HÜRRİYETE HİTAP
Ey hürriyet-i şer’î! Öyle müdhiş, amma güzel ve müjdeli bir sada ile çağırıyorsun, benim gibi bir Kürd’ü tabakat-ı gaflet altında yatmışken uyandırıyorsun. Sen olmasaydın, ben ve umum millet zindan-ı esarette kalacaktı. Seni, ömr-ü ebedî ile tebşir ediyorum. Eğer aynü’l-hayat-ı şeriatı menba-ı hayat yapsan ve o cennette neşv ü nema bulsan; bu millet-i mazlume de eski zamana nisbet bin derece terakki edeceğini müjde veriyorum. Eğer hakkıyla seni rehber etse, ağraz-ı şahsî ve fikr-i intikam ile sizi lekedar etmese اَلْعَظَمَةُ لِلّٰهِ وَالْمِنَّةُ لَهُ ki bizi kabr-i vahşet ve istibdattan ihraç; ve cennet-i ittihad ve muhabbet-i milliyeye davet etti.

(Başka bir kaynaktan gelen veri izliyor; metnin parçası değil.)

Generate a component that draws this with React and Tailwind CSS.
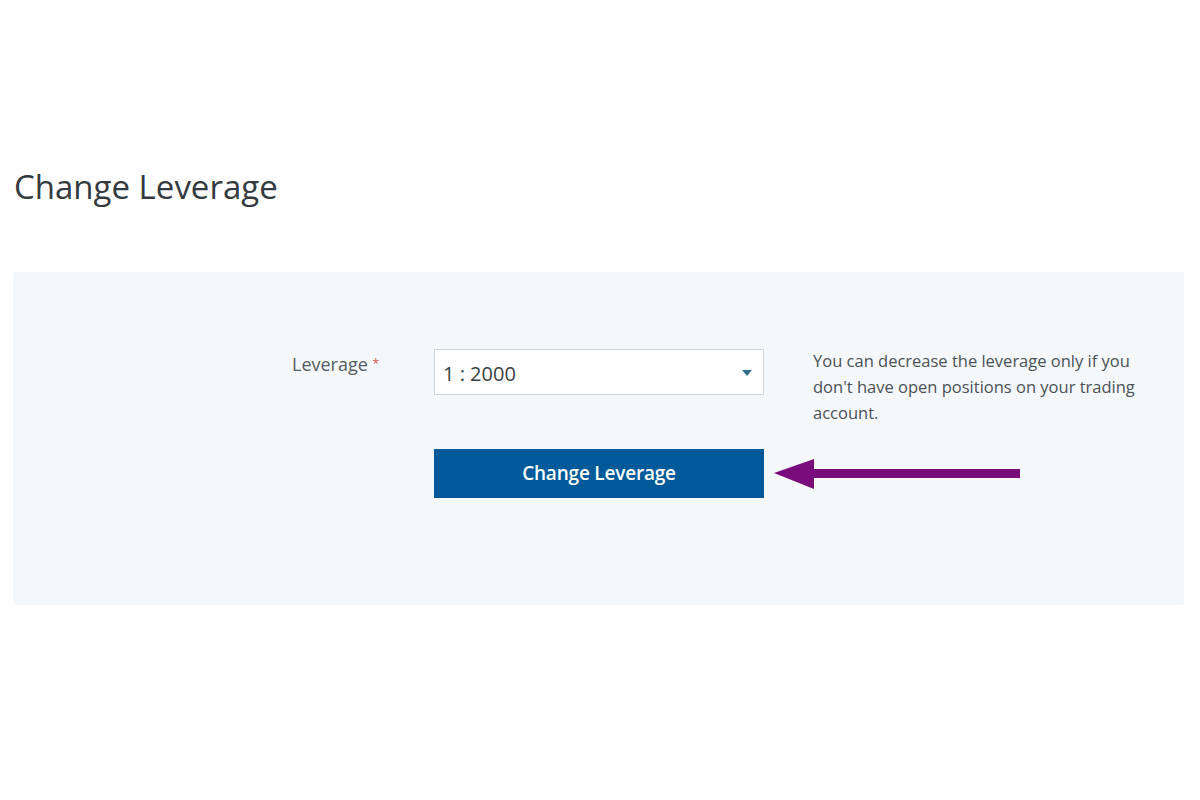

Yâ Rab! Ne saadetli bir kıyamet, ne güzel bir haşir ki, وَ اْلبَعْثُ بَعْدَ اْلمَوْتِ حَقٌّ 'un küçük bir misalini bu zaman bize tasvir ediyor. Şöyle ki: Asya’nın ve Rumeli’nin köşelerinde medfun olan medeniyet-i kadime hayata başlamış; menfaatini mazarrat-ı umumiyede arayan ve istibdadı arzu edenler يَالَيْتَنِى كُنْتُ تُرَابًا demeye başladılar. Yeni hükûmet-i meşrutamız mucize gibi doğduğu için inşaallah bir seneye kadar, تَكَلَّمَ فِى الْمَهْدِ صَبِيًّا sırrına mazhar olacağız.